Remember that corporations don't pay taxes; people do. When corporate taxes are raised, who are the people who get less? There are several possibilities.

All corporate revenues are used somewhere - to pay management, to pay employees, to pay suppliers, to pay taxes, to invest in new plants and equipment, to pay interest and dividends, etc. When corporate taxes are raised, which of these entities gets less?

It is clear that management salaries are not cut when corporate taxes are raised, so management does not pay corporate taxes.

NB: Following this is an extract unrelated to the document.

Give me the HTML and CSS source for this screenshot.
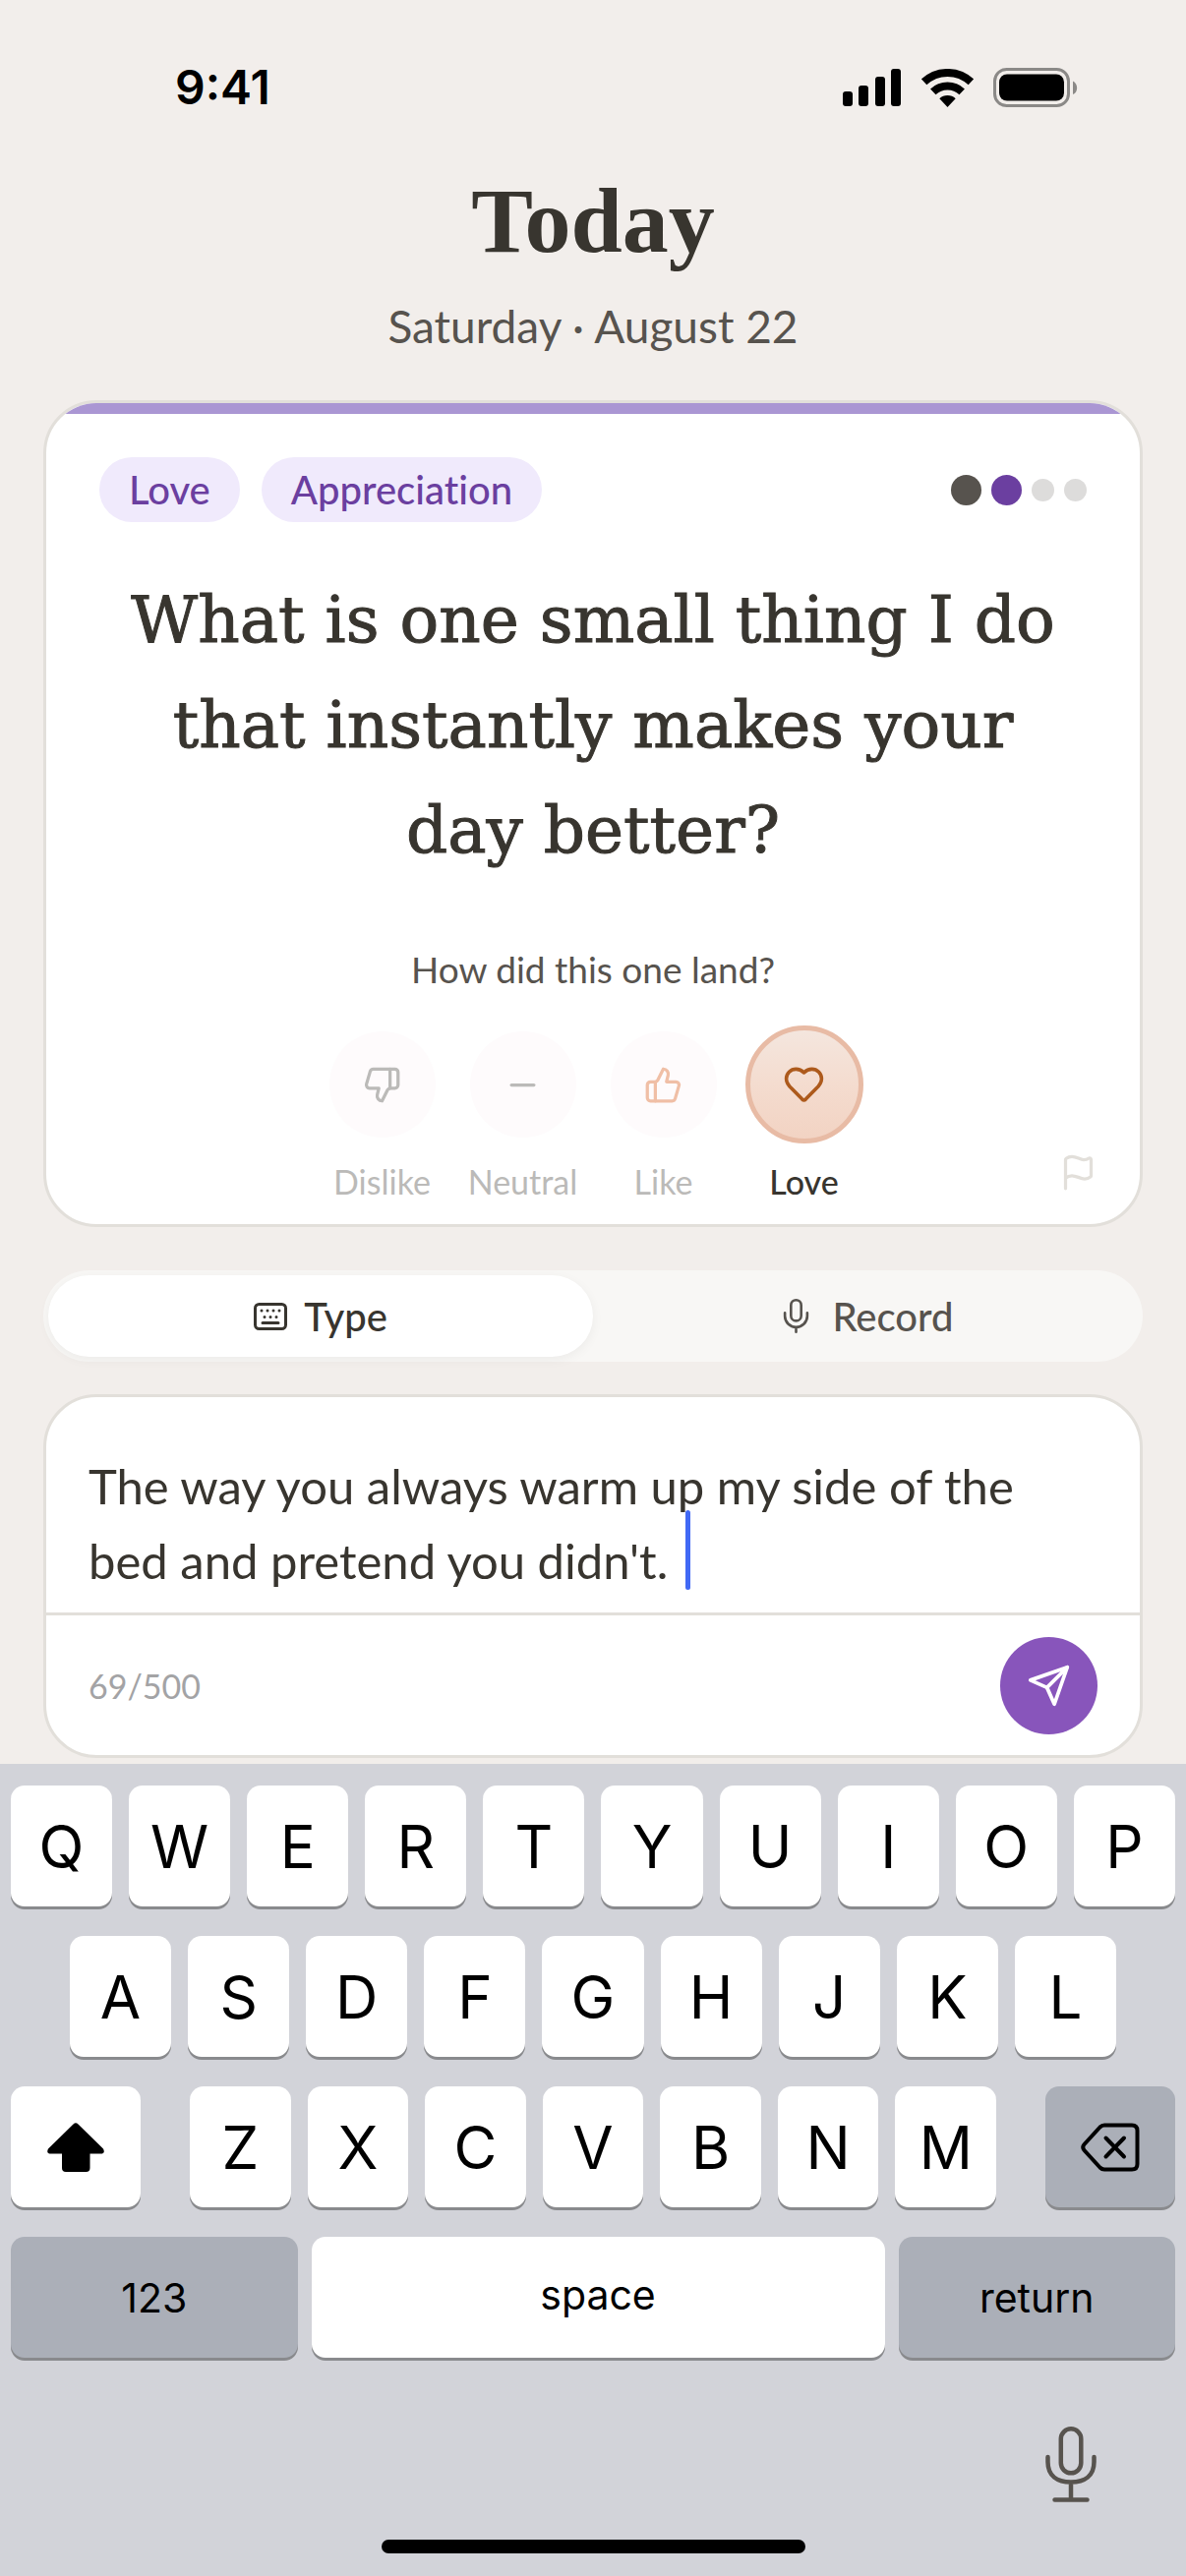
FILE: index.html
```html
<!DOCTYPE html>
<html lang="en">
<head>
    <meta charset="UTF-8">
    <meta name="viewport" content="width=device-width, initial-scale=1.0">
    <title>Today</title>
    <link rel="stylesheet" href="styles.css">
</head>
<body>
    <div class="status-bar">
        <span class="time">9:41</span>
        <div class="status-icons">
            <svg width="60" height="38" viewBox="0 0 60 38">
                <rect x="0" y="23" width="10" height="15" rx="3"/>
                <rect x="16" y="17" width="10" height="21" rx="3"/>
                <rect x="33" y="8" width="10" height="30" rx="3"/>
                <rect x="49" y="0" width="10" height="38" rx="3"/>
            </svg>
            <svg width="53" height="39" viewBox="0 0 53 39">
                <path d="M2.6 13.4A35 35 0 0 1 50.4 13.4" fill="none" stroke="#000" stroke-width="8"/>
                <path d="M11.8 23.3A21.5 21.5 0 0 1 41.2 23.3" fill="none" stroke="#000" stroke-width="8"/>
                <path d="M26.5 39L18.3 30.2A12 12 0 0 1 34.7 30.2Z"/>
            </svg>
            <svg width="86" height="40" viewBox="0 0 86 40">
                <rect x="1.5" y="1.5" width="75" height="37" rx="12" fill="none" stroke="#8b8987" stroke-width="3"/>
                <rect x="6" y="6.5" width="66" height="27" rx="8"/>
                <path d="M81 13.5C86.5 16 86.5 25 81 27Z" fill="#8b8987"/>
            </svg>
        </div>
    </div>

    <header class="page-header">
        <h1>Today</h1>
        <p class="date">Saturday · August 22</p>
    </header>

    <main>
        <section class="card question-card">
            <div class="card-strip"></div>
            <div class="card-body">
                <div class="card-top">
                    <div class="tags">
                        <span class="tag">Love</span>
                        <span class="tag">Appreciation</span>
                    </div>
                    <div class="dots">
                        <span class="dot dot-done"></span>
                        <span class="dot dot-current"></span>
                        <span class="dot"></span>
                        <span class="dot"></span>
                    </div>
                </div>

                <h2>What is one small thing I do that instantly makes your day better?</h2>

                <p class="hint">How did this one land?</p>
                <div class="ratings">
                    <button type="button" class="rating">
                        <span class="rating-circle">
                            <svg class="icon" width="39" height="39" viewBox="0 0 24 24">
                                <path d="M17 14V2"/>
                                <path d="M9 18.12 10 14H4.17a2 2 0 0 1-1.92-2.56l2.33-8A2 2 0 0 1 6.5 2H20a2 2 0 0 1 2 2v8a2 2 0 0 1-2 2h-2.76a2 2 0 0 0-1.79 1.11L12 22a3.13 3.13 0 0 1-3-3.88Z"/>
                            </svg>
                        </span>
                        Dislike
                    </button>
                    <button type="button" class="rating">
                        <span class="rating-circle">
                            <svg class="icon" width="39" height="39" viewBox="0 0 24 24"><path d="M5 12h14"/></svg>
                        </span>
                        Neutral
                    </button>
                    <button type="button" class="rating">
                        <span class="rating-circle like">
                            <svg class="icon" width="39" height="39" viewBox="0 0 24 24">
                                <path d="M7 10v12"/>
                                <path d="M15 5.88 14 10h5.83a2 2 0 0 1 1.92 2.56l-2.33 8A2 2 0 0 1 17.5 22H4a2 2 0 0 1-2-2v-8a2 2 0 0 1 2-2h2.76a2 2 0 0 0 1.79-1.11L12 2a3.13 3.13 0 0 1 3 3.88Z"/>
                            </svg>
                        </span>
                        Like
                    </button>
                    <button type="button" class="rating selected" aria-pressed="true">
                        <span class="rating-circle">
                            <svg class="icon" width="43" height="43" viewBox="0 0 24 24">
                                <path d="M19 14c1.49-1.46 3-3.21 3-5.5A5.5 5.5 0 0 0 16.5 3c-1.76 0-3 .5-4.5 2-1.5-1.5-2.74-2-4.5-2A5.5 5.5 0 0 0 2 8.500c0 2.3 1.5 4.05 3 5.5l5.9 6a1.6 1.6 0 0 0 2.2 0Z"/>
                            </svg>
                        </span>
                        Love
                    </button>
                </div>
            </div>
            <button type="button" class="flag" aria-label="Report question">
                <svg class="icon" width="39" height="39" viewBox="0 0 24 24">
                    <path d="M4 22V4a1 1 0 0 1 .4-.8A6 6 0 0 1 8 2c3 0 5 2 7.333 2q2 0 3.067-.8A1 1 0 0 1 20 4v10a1 1 0 0 1-.4.8A6 6 0 0 1 16 16c-3 0-5-2-8-2a6 6 0 0 0-4 1.528"/>
                </svg>
            </button>
        </section>

        <div class="mode-switch">
            <button type="button" class="mode active">
                <svg width="34" height="28" viewBox="0 0 34 28">
                    <rect x="1.5" y="1.5" width="31" height="25" rx="4" fill="none" stroke="currentColor" stroke-width="3"/>
                    <path d="M8 8h.01M14 8h.01M20 8h.01M26 8h.01M11 14.5h.01M17 14.5h.01M23 14.5h.01M9 20.5h16" fill="none" stroke="currentColor" stroke-width="3" stroke-linecap="round"/>
                </svg>
                Type
            </button>
            <button type="button" class="mode">
                <svg class="icon icon-thin" width="39" height="39" viewBox="0 0 24 24">
                    <rect x="8.8" y="2" width="6.4" height="13" rx="3.2"/>
                    <path d="M19 10v2a7 7 0 0 1-14 0v-2M12 19v3"/>
                </svg>
                Record
            </button>
        </div>

        <section class="card answer-card">
            <div class="answer-field">
                <textarea rows="2" maxlength="500" aria-label="Your answer" spellcheck="false">The way you always warm up my side of the bed and pretend you didn't.</textarea>
                <span class="caret"></span>
            </div>
            <div class="answer-footer">
                <span class="counter">69/500</span>
                <button type="button" class="send" aria-label="Send">
                    <svg class="icon" width="45" height="45" viewBox="0 0 24 24">
                        <path d="m22 2-7 20-4-9-9-4Z"/>
                        <path d="M22 2 11 13"/>
                    </svg>
                </button>
            </div>
        </section>
    </main>

    <div class="keyboard">
        <div class="key-row">
            <button type="button" class="key">Q</button>
            <button type="button" class="key">W</button>
            <button type="button" class="key">E</button>
            <button type="button" class="key">R</button>
            <button type="button" class="key">T</button>
            <button type="button" class="key">Y</button>
            <button type="button" class="key">U</button>
            <button type="button" class="key">I</button>
            <button type="button" class="key">O</button>
            <button type="button" class="key">P</button>
        </div>
        <div class="key-row key-row-inset">
            <button type="button" class="key">A</button>
            <button type="button" class="key">S</button>
            <button type="button" class="key">D</button>
            <button type="button" class="key">F</button>
            <button type="button" class="key">G</button>
            <button type="button" class="key">H</button>
            <button type="button" class="key">J</button>
            <button type="button" class="key">K</button>
            <button type="button" class="key">L</button>
        </div>
        <div class="key-row key-row-shift">
            <button type="button" class="key key-side" aria-label="Shift">
                <svg width="58" height="50" viewBox="0 0 58 50">
                    <path d="M26.5 1.5Q29 -1 31.5 1.5L57 26.5Q59.5 31.5 54 31.5H43.5V46Q43.5 50 39.5 50H19Q15 50 15 46V31.5H4Q-1.5 31.5 1 26.5Z"/>
                </svg>
            </button>
            <div class="key-group">
                <button type="button" class="key">Z</button>
                <button type="button" class="key">X</button>
                <button type="button" class="key">C</button>
                <button type="button" class="key">V</button>
                <button type="button" class="key">B</button>
                <button type="button" class="key">N</button>
                <button type="button" class="key">M</button>
            </div>
            <button type="button" class="key key-side key-dark" aria-label="Delete">
                <svg width="60" height="50" viewBox="0 0 60 50" fill="none" stroke="#000" stroke-width="4" stroke-linecap="round" stroke-linejoin="round">
                    <path d="M24 2.5H52Q57.5 2.5 57.5 8V42Q57.5 47.5 52 47.5H24Q21.5 47.5 19.5 45.5L3.5 28Q1 25 3.5 22L19.5 4.5Q21.5 2.5 24 2.5Z"/>
                    <path d="M25.5 15.5L44 34.5M44 15.5L25.5 34.5"/>
                </svg>
            </button>
        </div>
        <div class="key-row key-row-bottom">
            <button type="button" class="key key-word key-dark">123</button>
            <button type="button" class="key key-word key-space">space</button>
            <button type="button" class="key key-word key-dark">return</button>
        </div>
        <div class="dictation">
            <button type="button" class="mic" aria-label="Dictate">
                <svg width="52" height="77" viewBox="0 0 52 77" fill="none" stroke="#57534e" stroke-width="4.5" stroke-linecap="round">
                    <rect x="15.8" y="2.3" width="20.5" height="45" rx="10.2"/>
                    <path d="M2.5 31V36C2.5 50 12 56.5 26 56.5S49.5 50 49.5 36V31M26 57V74M9.5 74.5H42.5"/>
                </svg>
            </button>
        </div>
        <div class="home-bar"></div>
    </div>
</body>
</html>
```

FILE: styles.css
```css
* {
    box-sizing: border-box;
}

body {
    margin: 0;
    min-height: 100vh;
    display: flex;
    flex-direction: column;
    background: #f2eeeb;
    color: #38352f;
    font-family: Lato, "Liberation Sans", sans-serif;
    font-variant-ligatures: none;
}

h1, h2, p {
    margin: 0;
}

button {
    padding: 0;
    border: none;
    background: none;
    color: inherit;
    font: inherit;
    cursor: pointer;
}

svg {
    display: block;
    flex: none;
}

.icon {
    fill: none;
    stroke: currentColor;
    stroke-width: 2;
    stroke-linecap: round;
    stroke-linejoin: round;
}

.icon-thin {
    stroke-width: 1.6;
}

/* status bar */
.status-bar {
    display: flex;
    align-items: center;
    justify-content: space-between;
    height: 174px;
    padding: 4px 110px 0 178px;
    color: #000;
}

.time {
    font: 600 48px/60px Inter, sans-serif;
}

.status-icons {
    display: flex;
    align-items: center;
    gap: 20px;
}

/* header */
.page-header {
    text-align: center;
}

h1 {
    font: 700 94px/100px "Liberation Serif", serif;
}

.date {
    margin-top: 30px;
    font-size: 46px;
    line-height: 56px;
    color: #57534e;
}

main {
    padding: 47px 44px 6px;
}

.card {
    border: 3px solid #e2dfda;
    border-radius: 54px;
    background: #fff;
    overflow: hidden;
}

/* question */
.question-card {
    position: relative;
}

.card-strip {
    height: 11px;
    background: #aa96d3;
}

.card-body {
    padding: 44px 54px 23px;
}

.card-top {
    display: flex;
    align-items: center;
    justify-content: space-between;
}

.tags {
    display: flex;
    gap: 22px;
}

.tag {
    padding: 0 30px;
    border-radius: 33px;
    background: #f0eafc;
    color: #6b3fa0;
    font-size: 40px;
    font-weight: 500;
    line-height: 66px;
}

.dots {
    display: flex;
    align-items: center;
    gap: 10px;
}

.dot {
    width: 23px;
    height: 23px;
    border-radius: 50%;
    background: #dddcdb;
}

.dot-done,
.dot-current {
    width: 31px;
    height: 31px;
    background: #57534e;
}

.dot-current {
    background: #6b3fa0;
}

h2 {
    margin-top: 46px;
    padding: 0 24px;
    text-align: center;
    font: 400 66px/107px "DejaVu Serif", serif;
    -webkit-text-stroke: 1px #38352f;
}

.hint {
    margin-top: 66px;
    text-align: center;
    font-size: 37px;
    line-height: 44px;
    color: #57534e;
}

.ratings {
    display: flex;
    justify-content: center;
    margin-top: 35px;
}

.rating {
    display: flex;
    flex-direction: column;
    align-items: center;
    width: 143px;
    color: #bbbab8;
    font-size: 34px;
    line-height: 40px;
}

.rating-circle {
    display: flex;
    align-items: center;
    justify-content: center;
    width: 108px;
    height: 108px;
    margin: 6px 0 25px;
    border-radius: 50%;
    background: #fefbfc;
}

.like {
    color: #f0bfa6;
}

.selected {
    color: #38352f;
    font-weight: 500;
}

.selected .rating-circle {
    width: 120px;
    height: 120px;
    margin: 0 0 19px;
    border: 5px solid #e8bba5;
    background: linear-gradient(#f4e6de, #f4dccf 50%, #f2d3c3);
    color: #ad5a1c;
}

.flag {
    position: absolute;
    right: 43px;
    bottom: 33px;
    color: #e2dfda;
}

/* type / record */
.mode-switch {
    display: flex;
    height: 93px;
    margin-top: 44px;
    padding: 5px;
    border-radius: 47px;
    background: #f8f7f5;
}

.mode {
    flex: 1;
    display: flex;
    align-items: center;
    justify-content: center;
    gap: 17px;
    border-radius: 42px;
    color: #57534e;
    font-size: 40px;
    font-weight: 500;
}

.active {
    background: #fff;
    color: #38352f;
    box-shadow: 0 3px 12px rgba(0, 0, 0, 0.05);
}

/* answer */
.answer-card {
    margin-top: 33px;
}

.answer-field {
    position: relative;
    padding: 52px 43px 15px;
    border-bottom: 3px solid #e2dfda;
}

textarea {
    display: block;
    width: 100%;
    padding: 0;
    border: none;
    outline: none;
    resize: none;
    overflow: hidden;
    background: none;
    color: inherit;
    font: 400 49px/76px Lato, "Liberation Sans", sans-serif;
}

.caret {
    position: absolute;
    left: 650px;
    bottom: 23px;
    width: 5px;
    height: 81px;
    border-radius: 3px;
    background: #4169f5;
}

.answer-footer {
    display: flex;
    align-items: center;
    justify-content: space-between;
    height: 142px;
    padding: 0 43px;
}

.counter {
    color: #a3a3a5;
    font-size: 34px;
}

.send {
    display: flex;
    align-items: center;
    justify-content: center;
    width: 99px;
    height: 99px;
    border-radius: 50%;
    background: #8855bb;
    color: #fff;
}

/* keyboard */
.keyboard {
    flex: 1;
    display: flex;
    flex-direction: column;
    gap: 30px;
    padding: 22px 11px;
    background: #d2d3d9;
    color: #000;
}

.key-row,
.key-group {
    display: flex;
    gap: 17px;
}

.key-row-inset {
    padding: 0 60px;
}

.key-row-shift {
    gap: 50px;
}

.key-group {
    flex: 1;
}

.key {
    flex: 1;
    display: flex;
    align-items: center;
    justify-content: center;
    height: 123px;
    border-radius: 14px;
    background: #fff;
    box-shadow: 0 3px 0 #898a8d;
    font: 400 60px/72px Inter, sans-serif;
}

.key-side {
    flex: none;
    width: 132px;
}

.key-dark {
    background: #abafb8;
}

.key-word {
    font-size: 41px;
}

.key-row-bottom {
    display: grid;
    grid-template-columns: 29fr 58fr 28fr;
    gap: 14px;
}

.key-space {
    padding-bottom: 6px;
}

.dictation {
    display: flex;
    justify-content: flex-end;
    margin-top: 40px;
    padding-right: 80px;
}

.home-bar {
    width: 431px;
    height: 14px;
    margin: 8px auto 0;
    border-radius: 7px;
    background: #000;
}
```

If the price of the product is raised to provide the money for the higher taxes then, effectively, consumers pay corporate taxes. When cigarette taxes were raised dramatically a few years ago as a result of cancer litigation, it was clear that almost all of the money to pay the tax was raised through higher prices for a pack of cigarettes. In New York, the combined city, state and federal taxes amount to more than $3 per pack - more than $1,000 a year for a pack-a-day smoker. Several studies indicated that most of this tax fell on people in the lowest income brackets, since they are more likely to smoke than higher-income people.

Maybe shareholders get hurt. But in today's world, the majority of shares are held by pension funds and other mutual funds overseeing money for future retirees. So if shareholders are hurt, that means that future retirees are going to have less money with which to retire. Still, there is little evidence to suggest that share prices fall much as a result of higher corporate taxes.

It is clear that employee salaries are not cut when corporate taxes are raised, but employees may still be hurt if the higher corporate tax causes production to be cut and jobs to be eliminated. There is some evidence to suggest that less money is spent on research and development as well as new plants and equipment when corporate taxes are raised.

A recent study by the American Enterprise Institute examined the relationship between corporate taxes and wages for manufacturing workers in 72 countries during 22 years. On average, a 1 percent increase in the corporate tax rate is associated with an 0.8 percent drop in wages during the next five years.

Globalization intensifies the effect because money and investment can now easily move from high-tax to low-tax countries. Jobs move when money and investment moves.

There has always been a lot of yelling and screaming about taxes. But good decisions are based on facts - especially the most bottom-line fact of all: Who ends up paying the bill?